Tuttavia, accanto a questa paura, la poetessa introduce un contrasto sorprendente: il passato è dolce nella memoria, tanto che anche l’amarezza del presente (questo amaro) diventa sopportabile e, in un certo senso, persino gradita. L’ossimoro che emerge – il dolore che diventa accettabile grazie al ricordo – è una raffinata espressione del sentimento umano, che si nutre di memorie piacevoli per affrontare le difficoltà del presente.
Questo passaggio evidenzia una sensibilità petrarchesca: la tensione tra gioia e dolore, tra il passato felice e il presente gravoso, è un motivo ricorrente nel Canzoniere di Petrarca, che spesso riflette sulla fugacità del tempo e sulla nostalgia per un amore irraggiungibile. Vittoria Colonna, tuttavia, rielabora questa tensione in chiave più spirituale, come si vede nella seconda parte del brano.
Nei versi successivi, la poetessa introduce l’immagine del viaggio come percorso di fatica e rischio: E perchè nel cammin non pieghi o cada sotto il peso, non muovo il passo lento. Qui si avverte il senso del peso della vita, un cammino faticoso che può condurre alla caduta. Tuttavia, Colonna afferma con decisione che non rallenta il passo, suggerendo una determinazione interiore che la sostiene.
La chiave della sua forza risiede nella figura del gransol, cioè il “grande sole”, metafora della divinità o della fede. L’immagine della luce che illumina il cammino è fortemente biblica e richiama la funzione guida della spiritualità nella vita dell’uomo. Il sole, costantemente intento a mostrare la via, rappresenta una presenza costante e rassicurante, un riferimento assoluto che impedisce alla poetessa di perdersi.
Questo aspetto spirituale distingue la poesia di Vittoria Colonna dalla lirica amorosa petrarchesca: se per Petrarca l’oggetto di devozione è Laura, e la tensione è tra amore terreno e desiderio di elevazione spirituale, per Colonna la tensione è risolta nella fede cristiana, che diventa guida e conforto.
L’eredità di Dante e Petrarca
Il tema del cammino della vita, della paura della morte e della guida spirituale è profondamente radicato nella letteratura italiana.
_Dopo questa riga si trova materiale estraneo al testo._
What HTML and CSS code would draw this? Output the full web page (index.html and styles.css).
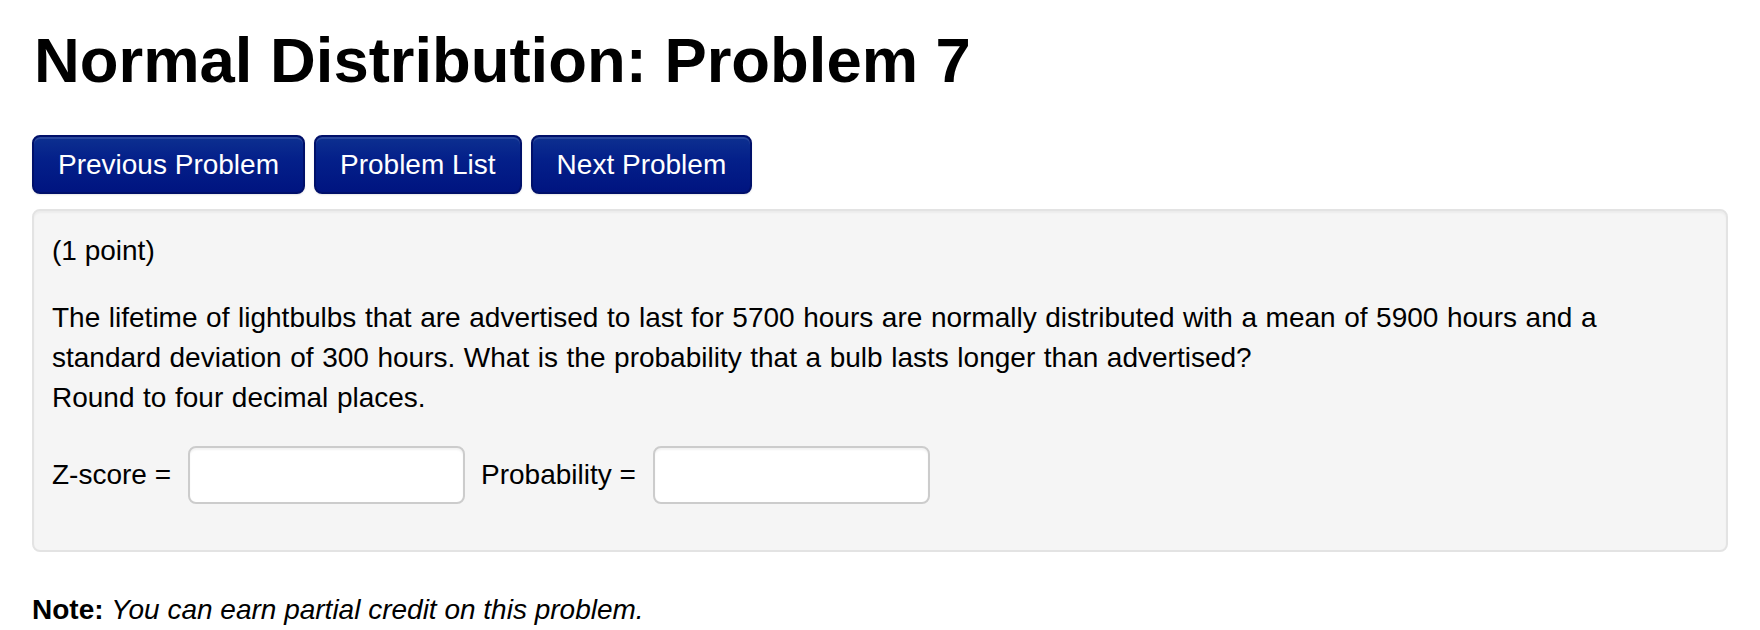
FILE: index.html
```html
<!DOCTYPE html>
<html lang="en">
<head>
<meta charset="utf-8">
<title>Normal Distribution: Problem 7</title>
<link rel="stylesheet" href="styles.css">
</head>
<body>
<main class="page">
  <h1 class="title">Normal Distribution: Problem 7</h1>
  <nav class="nav">
    <a class="btn" href="#">Previous Problem</a>
    <a class="btn" href="#">Problem List</a>
    <a class="btn" href="#">Next Problem</a>
  </nav>
  <section class="well">
    <div class="points">(1 point)</div>
    <p class="question">The lifetime of lightbulbs that are advertised to last for 5700 hours are normally distributed with a mean of 5900 hours and a standard deviation of 300 hours. What is the probability that a bulb lasts longer than advertised?<br>Round to four decimal places.</p>
    <div class="answers">
      <label class="label" for="z">Z-score =</label>
      <input class="field" id="z" type="text">
      <label class="label" for="p">Probability =</label>
      <input class="field" id="p" type="text">
    </div>
  </section>
  <p class="note"><b>Note:</b> <i>You can earn partial credit on this problem.</i></p>
</main>
</body>
</html>
```
FILE: styles.css
```css
html, body {
  margin: 0;
  padding: 0;
  background: #ffffff;
}
body {
  font-family: "Liberation Sans", Arial, Helvetica, sans-serif;
  font-size: 28px;
  line-height: 40px;
  color: #000;
}
.page {
  padding: 0 32px;
}
.title {
  margin: 25px 0 0 2px;
  font-size: 63.4px;
  line-height: 70px;
  font-weight: bold;
  color: #000;
}
.nav {
  display: flex;
  gap: 9px;
  margin-top: 40px;
}
.btn {
  display: flex;
  align-items: center;
  height: 59px;
  box-sizing: border-box;
  padding: 0 24px;
  border: 2px solid #00106a;
  border-radius: 8px;
  background: linear-gradient(to bottom, #0d3090 0%, #04208a 40%, #001480 100%);
  box-shadow: inset 0 2px 0 rgba(255,255,255,0.12), 0 1px 2px rgba(0,0,0,0.1);
  color: #fff;
  text-decoration: none;
  font-size: 28px;
  line-height: 40px;
}
.well {
  margin-top: 15px;
  padding: 20px 18px 46px;
  background: #f5f5f5;
  border: 2px solid #e3e3e3;
  border-radius: 8px;
  box-shadow: inset 0 2px 2px rgba(0,0,0,0.04);
}
.points {
  margin: 0;
}
.question {
  margin: 27px 0 0;
  max-width: 1580px;
  word-spacing: 0.8px;
}
.answers {
  display: flex;
  align-items: center;
  margin-top: 28px;
}
.label {
  margin-right: 17px;
}
.field {
  width: 277px;
  height: 58px;
  box-sizing: border-box;
  margin: 0 16px 0 0;
  padding: 8px 12px;
  border: 2px solid #cccccc;
  border-radius: 8px;
  background: #fff;
  box-shadow: inset 0 2px 2px rgba(0,0,0,0.05);
  font-family: inherit;
  font-size: 28px;
}
.note {
  margin: 38px 0 0;
}
```
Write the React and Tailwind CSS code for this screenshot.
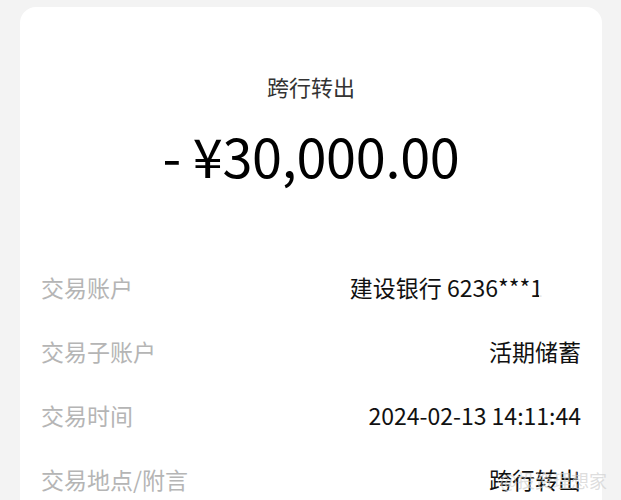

Dante, con la sua Divina Commedia, aveva costruito un percorso di salvezza attraverso l’Inferno, il Purgatorio e il Paradiso, sottolineando come la guida di Virgilio prima e di Beatrice poi fossero fondamentali per non perdersi.
Petrarca, invece, nel suo Canzoniere, aveva esplorato il tema della fragilità umana, dell’inquietudine e della ricerca di un senso in una vita segnata dall’assenza e dalla malinconia. Vittoria Colonna raccoglie entrambe queste tradizioni e le fonde in una visione profondamente personale, dove il cammino è allo stesso tempo fisico e spirituale, e dove la guida della fede diventa la chiave per affrontare l’inevitabilità della fine.
I versi del sonetto LXXVI di Vittoria Colonna offrono una riflessione intensa sul significato della vita e sul ruolo della memoria e della fede nel percorso esistenziale. Il contrasto tra il timore della fine e la dolcezza del ricordo, unito alla ferma convinzione che la fede possa illuminare il cammino, rende questa poesia un esempio straordinario di lirismo spirituale.
In un mondo in cui l’incertezza e la paura della fine sono temi universali, la voce di Vittoria Colonna risuona ancora oggi con forza. La sua poesia, radicata nella tradizione ma profondamente personale, ci invita a riflettere sul valore della memoria, sulla forza dell’animo umano e sulla possibilità di trovare una guida sicura nella nostra esistenza.